→ Aim: Track down each line that has the word "styles" and copy it.
— START Entries shown —
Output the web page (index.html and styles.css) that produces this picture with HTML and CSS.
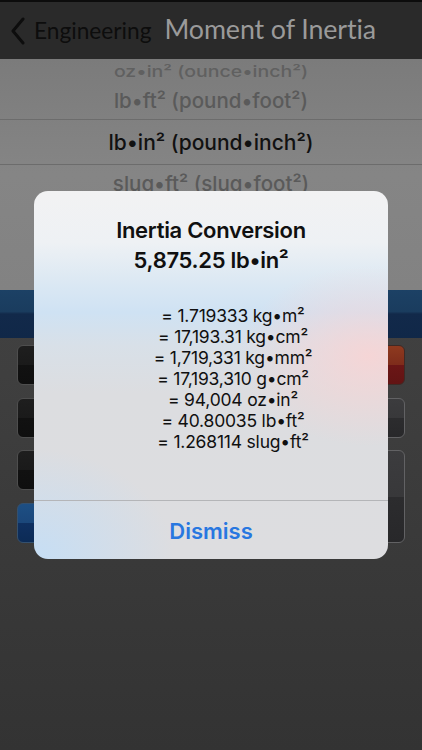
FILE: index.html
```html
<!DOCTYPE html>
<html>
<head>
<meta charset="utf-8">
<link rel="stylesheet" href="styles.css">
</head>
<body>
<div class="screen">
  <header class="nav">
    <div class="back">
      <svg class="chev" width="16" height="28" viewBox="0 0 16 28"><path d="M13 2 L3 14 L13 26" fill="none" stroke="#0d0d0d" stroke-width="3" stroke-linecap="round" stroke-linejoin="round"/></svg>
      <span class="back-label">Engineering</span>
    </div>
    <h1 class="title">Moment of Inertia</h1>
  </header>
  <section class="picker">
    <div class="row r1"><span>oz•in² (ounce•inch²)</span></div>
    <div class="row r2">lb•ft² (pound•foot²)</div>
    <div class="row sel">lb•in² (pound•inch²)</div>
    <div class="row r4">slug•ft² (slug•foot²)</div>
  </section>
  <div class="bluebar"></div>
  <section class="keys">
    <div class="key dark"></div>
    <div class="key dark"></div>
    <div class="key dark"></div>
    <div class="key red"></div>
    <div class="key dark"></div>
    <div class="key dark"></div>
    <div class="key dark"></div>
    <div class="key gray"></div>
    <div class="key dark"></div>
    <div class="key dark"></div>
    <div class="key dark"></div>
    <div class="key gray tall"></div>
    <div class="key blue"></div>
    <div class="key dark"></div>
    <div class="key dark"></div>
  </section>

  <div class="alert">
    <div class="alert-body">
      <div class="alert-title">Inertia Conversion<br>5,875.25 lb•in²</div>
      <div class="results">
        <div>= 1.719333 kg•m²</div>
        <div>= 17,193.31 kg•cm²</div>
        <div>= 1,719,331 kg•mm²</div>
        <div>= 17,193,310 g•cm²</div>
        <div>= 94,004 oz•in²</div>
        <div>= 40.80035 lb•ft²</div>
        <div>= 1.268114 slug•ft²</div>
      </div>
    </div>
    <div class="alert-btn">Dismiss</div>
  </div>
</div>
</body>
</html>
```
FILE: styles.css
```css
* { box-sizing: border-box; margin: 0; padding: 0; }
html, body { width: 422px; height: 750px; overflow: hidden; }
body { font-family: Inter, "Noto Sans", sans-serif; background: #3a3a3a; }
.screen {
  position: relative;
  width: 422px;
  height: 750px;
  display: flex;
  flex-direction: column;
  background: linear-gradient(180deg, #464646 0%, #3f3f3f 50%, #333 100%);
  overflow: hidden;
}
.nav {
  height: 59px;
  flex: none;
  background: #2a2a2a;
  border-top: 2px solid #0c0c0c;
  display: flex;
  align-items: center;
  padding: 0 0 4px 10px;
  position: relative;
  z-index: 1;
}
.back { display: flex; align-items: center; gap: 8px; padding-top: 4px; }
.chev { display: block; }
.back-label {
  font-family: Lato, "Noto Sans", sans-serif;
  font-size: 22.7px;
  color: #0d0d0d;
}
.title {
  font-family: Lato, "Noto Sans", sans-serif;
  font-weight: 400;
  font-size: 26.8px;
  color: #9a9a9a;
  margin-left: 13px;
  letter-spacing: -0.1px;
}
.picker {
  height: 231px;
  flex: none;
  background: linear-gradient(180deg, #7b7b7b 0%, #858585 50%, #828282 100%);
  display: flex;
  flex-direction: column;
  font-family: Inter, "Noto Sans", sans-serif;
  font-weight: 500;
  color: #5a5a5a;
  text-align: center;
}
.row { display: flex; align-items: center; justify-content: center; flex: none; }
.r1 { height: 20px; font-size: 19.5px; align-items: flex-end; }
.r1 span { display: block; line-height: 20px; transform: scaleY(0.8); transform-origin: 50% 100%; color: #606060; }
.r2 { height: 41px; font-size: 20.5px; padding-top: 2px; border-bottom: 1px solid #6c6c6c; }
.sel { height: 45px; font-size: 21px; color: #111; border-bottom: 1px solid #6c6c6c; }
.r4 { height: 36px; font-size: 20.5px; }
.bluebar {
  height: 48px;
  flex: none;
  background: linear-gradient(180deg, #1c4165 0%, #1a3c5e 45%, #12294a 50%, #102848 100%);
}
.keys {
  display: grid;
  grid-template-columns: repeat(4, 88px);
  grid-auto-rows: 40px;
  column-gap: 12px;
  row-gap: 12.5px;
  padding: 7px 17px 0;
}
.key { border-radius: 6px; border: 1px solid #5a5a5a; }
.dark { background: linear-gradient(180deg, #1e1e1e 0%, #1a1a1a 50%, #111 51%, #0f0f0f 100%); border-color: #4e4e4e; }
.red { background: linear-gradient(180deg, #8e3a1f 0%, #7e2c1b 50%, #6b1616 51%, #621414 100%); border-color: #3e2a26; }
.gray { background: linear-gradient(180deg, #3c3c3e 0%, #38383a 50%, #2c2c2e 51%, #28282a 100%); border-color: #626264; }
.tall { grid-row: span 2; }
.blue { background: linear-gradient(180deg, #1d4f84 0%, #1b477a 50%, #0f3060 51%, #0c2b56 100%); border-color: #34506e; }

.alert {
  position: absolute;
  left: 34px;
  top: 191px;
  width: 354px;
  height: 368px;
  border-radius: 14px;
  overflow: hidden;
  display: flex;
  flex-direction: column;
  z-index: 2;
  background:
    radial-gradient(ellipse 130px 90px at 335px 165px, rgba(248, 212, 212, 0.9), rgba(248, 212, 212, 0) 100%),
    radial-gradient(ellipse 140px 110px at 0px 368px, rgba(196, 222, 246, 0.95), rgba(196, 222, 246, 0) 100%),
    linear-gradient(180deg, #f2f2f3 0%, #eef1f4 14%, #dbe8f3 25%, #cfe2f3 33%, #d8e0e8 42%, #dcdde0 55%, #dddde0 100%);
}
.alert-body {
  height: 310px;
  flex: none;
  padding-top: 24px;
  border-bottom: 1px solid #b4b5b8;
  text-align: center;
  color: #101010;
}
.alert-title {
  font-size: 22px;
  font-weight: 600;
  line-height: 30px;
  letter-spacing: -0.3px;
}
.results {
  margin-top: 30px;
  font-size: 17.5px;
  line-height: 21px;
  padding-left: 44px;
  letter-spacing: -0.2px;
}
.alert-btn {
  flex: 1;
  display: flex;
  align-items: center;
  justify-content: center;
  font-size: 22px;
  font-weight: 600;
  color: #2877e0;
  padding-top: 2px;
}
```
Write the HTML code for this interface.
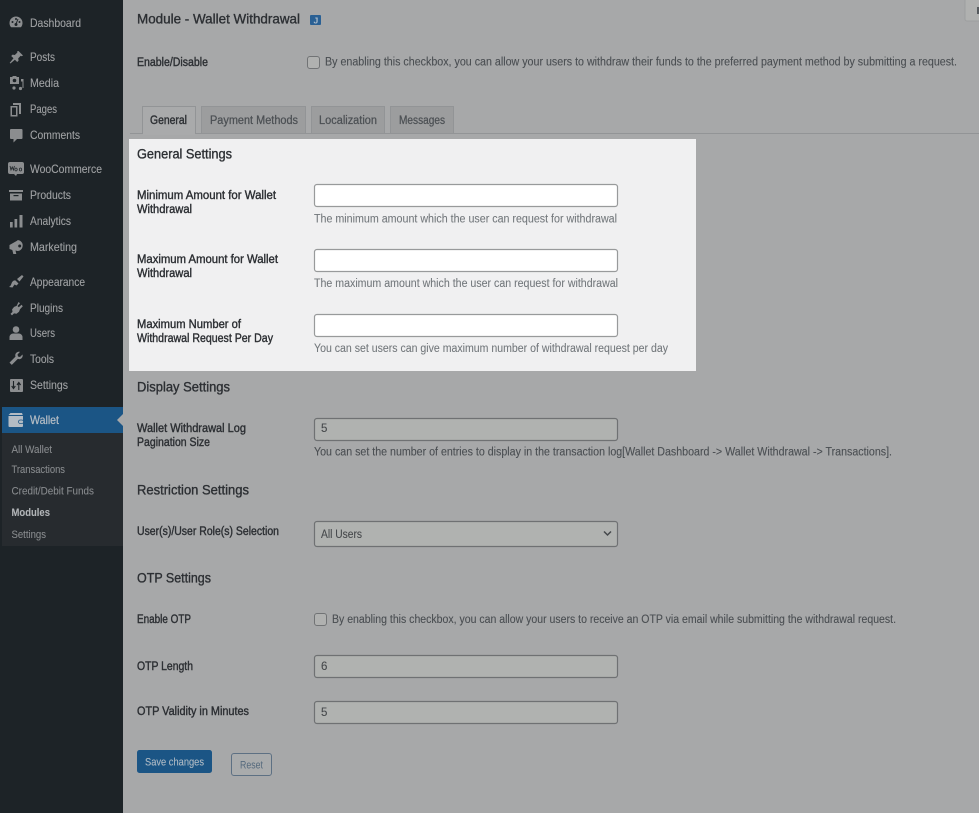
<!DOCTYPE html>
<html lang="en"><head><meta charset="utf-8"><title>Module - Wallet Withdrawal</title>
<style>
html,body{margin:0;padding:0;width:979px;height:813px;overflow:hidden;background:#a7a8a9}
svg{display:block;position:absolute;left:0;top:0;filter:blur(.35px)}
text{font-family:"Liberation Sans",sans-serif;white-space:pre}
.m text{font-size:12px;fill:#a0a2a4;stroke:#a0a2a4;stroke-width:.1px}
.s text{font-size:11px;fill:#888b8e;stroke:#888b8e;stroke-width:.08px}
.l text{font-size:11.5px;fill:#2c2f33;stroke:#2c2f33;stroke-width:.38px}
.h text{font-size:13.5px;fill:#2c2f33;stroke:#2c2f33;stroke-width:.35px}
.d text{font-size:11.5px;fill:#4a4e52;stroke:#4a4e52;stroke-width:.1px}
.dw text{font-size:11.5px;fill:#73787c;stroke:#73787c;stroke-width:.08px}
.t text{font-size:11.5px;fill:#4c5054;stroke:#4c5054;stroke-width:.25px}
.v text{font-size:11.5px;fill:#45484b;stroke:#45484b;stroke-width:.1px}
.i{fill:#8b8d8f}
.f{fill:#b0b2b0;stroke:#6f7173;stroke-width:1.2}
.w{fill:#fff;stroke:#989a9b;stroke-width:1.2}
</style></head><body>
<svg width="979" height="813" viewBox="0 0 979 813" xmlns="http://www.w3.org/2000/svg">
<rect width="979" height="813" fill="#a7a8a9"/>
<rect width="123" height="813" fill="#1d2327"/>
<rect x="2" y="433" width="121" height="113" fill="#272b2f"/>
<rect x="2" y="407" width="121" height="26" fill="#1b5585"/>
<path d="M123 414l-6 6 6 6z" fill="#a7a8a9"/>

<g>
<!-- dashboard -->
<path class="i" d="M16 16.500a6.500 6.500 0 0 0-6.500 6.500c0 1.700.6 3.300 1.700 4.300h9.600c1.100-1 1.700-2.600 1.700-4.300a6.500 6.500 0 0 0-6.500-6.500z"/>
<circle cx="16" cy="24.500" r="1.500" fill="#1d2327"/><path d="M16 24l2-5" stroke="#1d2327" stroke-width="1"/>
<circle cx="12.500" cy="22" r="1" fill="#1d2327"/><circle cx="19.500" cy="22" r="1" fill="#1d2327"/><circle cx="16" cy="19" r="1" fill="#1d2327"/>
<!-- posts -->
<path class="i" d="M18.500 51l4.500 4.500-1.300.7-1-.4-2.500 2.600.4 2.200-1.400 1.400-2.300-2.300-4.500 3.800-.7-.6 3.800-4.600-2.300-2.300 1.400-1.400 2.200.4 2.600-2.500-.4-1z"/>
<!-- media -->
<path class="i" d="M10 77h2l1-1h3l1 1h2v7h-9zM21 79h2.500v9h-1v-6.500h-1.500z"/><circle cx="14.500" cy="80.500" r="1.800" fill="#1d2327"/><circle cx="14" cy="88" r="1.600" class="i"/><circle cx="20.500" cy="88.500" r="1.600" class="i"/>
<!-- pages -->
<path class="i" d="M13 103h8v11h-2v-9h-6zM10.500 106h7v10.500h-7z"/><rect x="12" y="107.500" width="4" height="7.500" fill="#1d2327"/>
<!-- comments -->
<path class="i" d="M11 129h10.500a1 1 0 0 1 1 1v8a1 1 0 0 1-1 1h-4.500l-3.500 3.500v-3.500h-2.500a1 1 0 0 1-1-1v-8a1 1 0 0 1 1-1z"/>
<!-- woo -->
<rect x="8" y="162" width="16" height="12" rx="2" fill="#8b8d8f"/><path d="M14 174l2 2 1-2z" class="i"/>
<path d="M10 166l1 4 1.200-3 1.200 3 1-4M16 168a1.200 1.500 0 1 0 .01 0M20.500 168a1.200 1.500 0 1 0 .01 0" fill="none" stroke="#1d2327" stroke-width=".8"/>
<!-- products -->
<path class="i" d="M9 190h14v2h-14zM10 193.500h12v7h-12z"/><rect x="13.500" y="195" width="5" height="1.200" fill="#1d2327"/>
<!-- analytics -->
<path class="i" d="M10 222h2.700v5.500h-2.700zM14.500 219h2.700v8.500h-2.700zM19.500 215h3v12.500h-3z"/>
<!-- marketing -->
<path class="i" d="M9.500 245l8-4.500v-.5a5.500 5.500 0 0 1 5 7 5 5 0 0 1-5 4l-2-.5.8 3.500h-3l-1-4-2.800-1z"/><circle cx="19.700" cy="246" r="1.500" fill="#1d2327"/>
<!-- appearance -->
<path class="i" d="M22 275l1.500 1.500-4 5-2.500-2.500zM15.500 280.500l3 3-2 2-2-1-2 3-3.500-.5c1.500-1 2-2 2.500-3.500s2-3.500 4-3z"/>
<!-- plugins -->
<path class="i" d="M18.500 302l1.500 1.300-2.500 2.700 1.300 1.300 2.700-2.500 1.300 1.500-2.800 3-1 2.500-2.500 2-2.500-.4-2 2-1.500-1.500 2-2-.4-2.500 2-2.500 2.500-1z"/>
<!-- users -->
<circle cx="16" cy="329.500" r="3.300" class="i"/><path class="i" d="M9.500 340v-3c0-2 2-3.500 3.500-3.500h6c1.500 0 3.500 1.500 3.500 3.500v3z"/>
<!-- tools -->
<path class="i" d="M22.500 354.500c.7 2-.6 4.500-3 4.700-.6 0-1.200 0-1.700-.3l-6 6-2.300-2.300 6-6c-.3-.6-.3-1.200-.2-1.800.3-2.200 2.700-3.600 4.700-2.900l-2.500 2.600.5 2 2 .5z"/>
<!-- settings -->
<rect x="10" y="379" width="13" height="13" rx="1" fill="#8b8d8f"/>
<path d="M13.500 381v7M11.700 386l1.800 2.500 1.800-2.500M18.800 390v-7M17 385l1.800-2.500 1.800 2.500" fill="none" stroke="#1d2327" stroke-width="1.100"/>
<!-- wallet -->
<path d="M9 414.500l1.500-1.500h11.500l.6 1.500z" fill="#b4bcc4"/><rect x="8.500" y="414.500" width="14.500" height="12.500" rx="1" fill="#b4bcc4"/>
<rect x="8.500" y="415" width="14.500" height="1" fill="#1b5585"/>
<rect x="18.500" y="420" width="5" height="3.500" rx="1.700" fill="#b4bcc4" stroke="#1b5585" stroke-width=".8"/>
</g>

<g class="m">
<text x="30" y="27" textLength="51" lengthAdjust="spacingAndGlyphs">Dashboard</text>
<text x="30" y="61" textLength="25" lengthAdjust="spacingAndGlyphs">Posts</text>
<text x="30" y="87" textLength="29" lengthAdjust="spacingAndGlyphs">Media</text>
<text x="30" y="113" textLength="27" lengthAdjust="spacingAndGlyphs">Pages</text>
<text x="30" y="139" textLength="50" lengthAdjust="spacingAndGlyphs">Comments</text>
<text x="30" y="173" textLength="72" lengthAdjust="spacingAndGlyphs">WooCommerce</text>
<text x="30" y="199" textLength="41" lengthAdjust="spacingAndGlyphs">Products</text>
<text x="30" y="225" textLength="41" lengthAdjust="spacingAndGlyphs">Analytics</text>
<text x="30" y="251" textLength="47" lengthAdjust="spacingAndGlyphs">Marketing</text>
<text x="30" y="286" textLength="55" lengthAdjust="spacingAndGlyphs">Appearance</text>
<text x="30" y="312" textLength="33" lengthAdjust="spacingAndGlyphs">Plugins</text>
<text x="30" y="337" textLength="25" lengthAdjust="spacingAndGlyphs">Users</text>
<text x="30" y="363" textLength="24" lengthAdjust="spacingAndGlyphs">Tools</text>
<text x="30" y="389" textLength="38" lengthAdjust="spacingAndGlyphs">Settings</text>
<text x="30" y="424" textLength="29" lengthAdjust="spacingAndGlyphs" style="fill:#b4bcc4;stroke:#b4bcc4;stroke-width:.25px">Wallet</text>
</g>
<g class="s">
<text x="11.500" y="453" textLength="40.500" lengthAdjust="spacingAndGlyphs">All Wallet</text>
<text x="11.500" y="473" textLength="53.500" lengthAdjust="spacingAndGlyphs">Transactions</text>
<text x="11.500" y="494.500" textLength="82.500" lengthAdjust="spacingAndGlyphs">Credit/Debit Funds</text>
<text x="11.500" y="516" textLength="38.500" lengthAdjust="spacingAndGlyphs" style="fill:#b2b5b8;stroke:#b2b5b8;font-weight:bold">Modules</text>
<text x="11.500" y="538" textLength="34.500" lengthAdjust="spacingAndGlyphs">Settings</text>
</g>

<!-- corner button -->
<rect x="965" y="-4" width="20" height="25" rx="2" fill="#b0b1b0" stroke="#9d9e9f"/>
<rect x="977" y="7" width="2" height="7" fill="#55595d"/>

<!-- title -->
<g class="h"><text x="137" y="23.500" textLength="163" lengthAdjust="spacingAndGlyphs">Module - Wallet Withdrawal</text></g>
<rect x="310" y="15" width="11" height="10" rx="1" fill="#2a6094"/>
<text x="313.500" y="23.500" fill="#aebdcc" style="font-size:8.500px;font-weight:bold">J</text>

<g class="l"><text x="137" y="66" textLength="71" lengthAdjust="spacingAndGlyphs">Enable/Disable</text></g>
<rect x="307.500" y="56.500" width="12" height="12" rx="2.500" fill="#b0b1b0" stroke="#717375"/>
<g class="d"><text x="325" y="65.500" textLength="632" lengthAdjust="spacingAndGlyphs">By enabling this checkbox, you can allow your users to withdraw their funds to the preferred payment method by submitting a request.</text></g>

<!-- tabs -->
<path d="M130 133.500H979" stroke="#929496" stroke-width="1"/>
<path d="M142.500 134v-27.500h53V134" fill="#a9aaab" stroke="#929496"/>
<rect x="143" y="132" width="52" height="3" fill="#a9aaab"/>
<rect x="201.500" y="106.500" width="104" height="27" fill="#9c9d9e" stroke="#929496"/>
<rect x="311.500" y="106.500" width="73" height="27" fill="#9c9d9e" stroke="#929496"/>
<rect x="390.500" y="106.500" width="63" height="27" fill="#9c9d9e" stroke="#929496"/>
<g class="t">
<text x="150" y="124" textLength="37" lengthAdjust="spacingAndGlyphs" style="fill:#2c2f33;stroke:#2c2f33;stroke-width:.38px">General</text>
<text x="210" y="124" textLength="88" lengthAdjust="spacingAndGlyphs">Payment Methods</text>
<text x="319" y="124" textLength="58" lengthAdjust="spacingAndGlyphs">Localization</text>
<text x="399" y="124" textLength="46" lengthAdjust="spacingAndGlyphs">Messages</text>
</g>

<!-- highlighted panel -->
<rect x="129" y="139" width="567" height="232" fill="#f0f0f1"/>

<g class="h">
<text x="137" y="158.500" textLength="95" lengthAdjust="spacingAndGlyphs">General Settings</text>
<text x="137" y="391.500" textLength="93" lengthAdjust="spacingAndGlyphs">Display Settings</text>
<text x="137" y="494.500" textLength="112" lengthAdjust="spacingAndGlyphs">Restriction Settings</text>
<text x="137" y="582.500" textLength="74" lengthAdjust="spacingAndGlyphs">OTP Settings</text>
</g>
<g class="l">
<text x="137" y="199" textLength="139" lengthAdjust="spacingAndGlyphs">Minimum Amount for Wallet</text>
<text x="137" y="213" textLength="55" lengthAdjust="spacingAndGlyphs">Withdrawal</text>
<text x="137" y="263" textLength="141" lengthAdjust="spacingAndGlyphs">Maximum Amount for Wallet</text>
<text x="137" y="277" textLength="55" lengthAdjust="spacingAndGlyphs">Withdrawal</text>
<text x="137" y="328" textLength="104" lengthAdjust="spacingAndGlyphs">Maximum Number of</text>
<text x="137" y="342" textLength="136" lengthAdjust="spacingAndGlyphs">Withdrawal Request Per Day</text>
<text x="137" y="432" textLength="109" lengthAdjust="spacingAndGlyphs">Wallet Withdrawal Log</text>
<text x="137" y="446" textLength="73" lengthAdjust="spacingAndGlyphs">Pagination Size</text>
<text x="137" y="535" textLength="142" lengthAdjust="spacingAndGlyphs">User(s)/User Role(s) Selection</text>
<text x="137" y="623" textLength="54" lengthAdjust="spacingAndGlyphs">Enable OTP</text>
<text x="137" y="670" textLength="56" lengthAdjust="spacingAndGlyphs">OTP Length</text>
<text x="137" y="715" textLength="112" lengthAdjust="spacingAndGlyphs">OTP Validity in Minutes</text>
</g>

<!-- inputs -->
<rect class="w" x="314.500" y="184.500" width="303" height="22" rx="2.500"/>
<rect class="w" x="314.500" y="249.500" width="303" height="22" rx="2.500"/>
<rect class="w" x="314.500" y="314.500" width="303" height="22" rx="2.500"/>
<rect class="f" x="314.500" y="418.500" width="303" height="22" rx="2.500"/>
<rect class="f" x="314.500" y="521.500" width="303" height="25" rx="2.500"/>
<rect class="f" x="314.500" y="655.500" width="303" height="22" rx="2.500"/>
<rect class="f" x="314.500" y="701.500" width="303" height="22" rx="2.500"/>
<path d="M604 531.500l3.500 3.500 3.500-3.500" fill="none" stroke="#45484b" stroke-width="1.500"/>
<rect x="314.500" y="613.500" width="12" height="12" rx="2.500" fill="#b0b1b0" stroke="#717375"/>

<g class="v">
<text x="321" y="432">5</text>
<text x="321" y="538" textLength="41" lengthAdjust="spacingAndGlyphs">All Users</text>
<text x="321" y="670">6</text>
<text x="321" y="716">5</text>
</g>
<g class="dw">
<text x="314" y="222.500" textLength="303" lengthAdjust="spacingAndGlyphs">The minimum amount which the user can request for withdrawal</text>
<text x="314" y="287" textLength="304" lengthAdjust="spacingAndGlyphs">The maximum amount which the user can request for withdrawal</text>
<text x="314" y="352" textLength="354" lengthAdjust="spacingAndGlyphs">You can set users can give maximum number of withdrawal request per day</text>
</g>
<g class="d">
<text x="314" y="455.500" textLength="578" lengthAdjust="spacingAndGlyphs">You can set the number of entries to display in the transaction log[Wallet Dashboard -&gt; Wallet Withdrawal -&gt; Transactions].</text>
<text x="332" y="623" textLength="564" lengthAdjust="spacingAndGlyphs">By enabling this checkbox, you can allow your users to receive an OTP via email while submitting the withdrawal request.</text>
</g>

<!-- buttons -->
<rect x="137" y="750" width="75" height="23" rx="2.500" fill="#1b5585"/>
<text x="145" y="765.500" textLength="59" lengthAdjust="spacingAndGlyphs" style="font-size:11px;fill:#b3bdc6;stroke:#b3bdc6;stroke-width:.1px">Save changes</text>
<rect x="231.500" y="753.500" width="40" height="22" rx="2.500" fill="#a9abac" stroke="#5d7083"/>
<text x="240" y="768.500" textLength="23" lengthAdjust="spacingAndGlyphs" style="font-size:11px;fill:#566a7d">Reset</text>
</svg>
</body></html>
— END Entries shown —
→ Response:
Output the web page (index.html and styles.css) that produces this picture with HTML and CSS.
<link rel="stylesheet" href="styles.css">
FILE: styles.css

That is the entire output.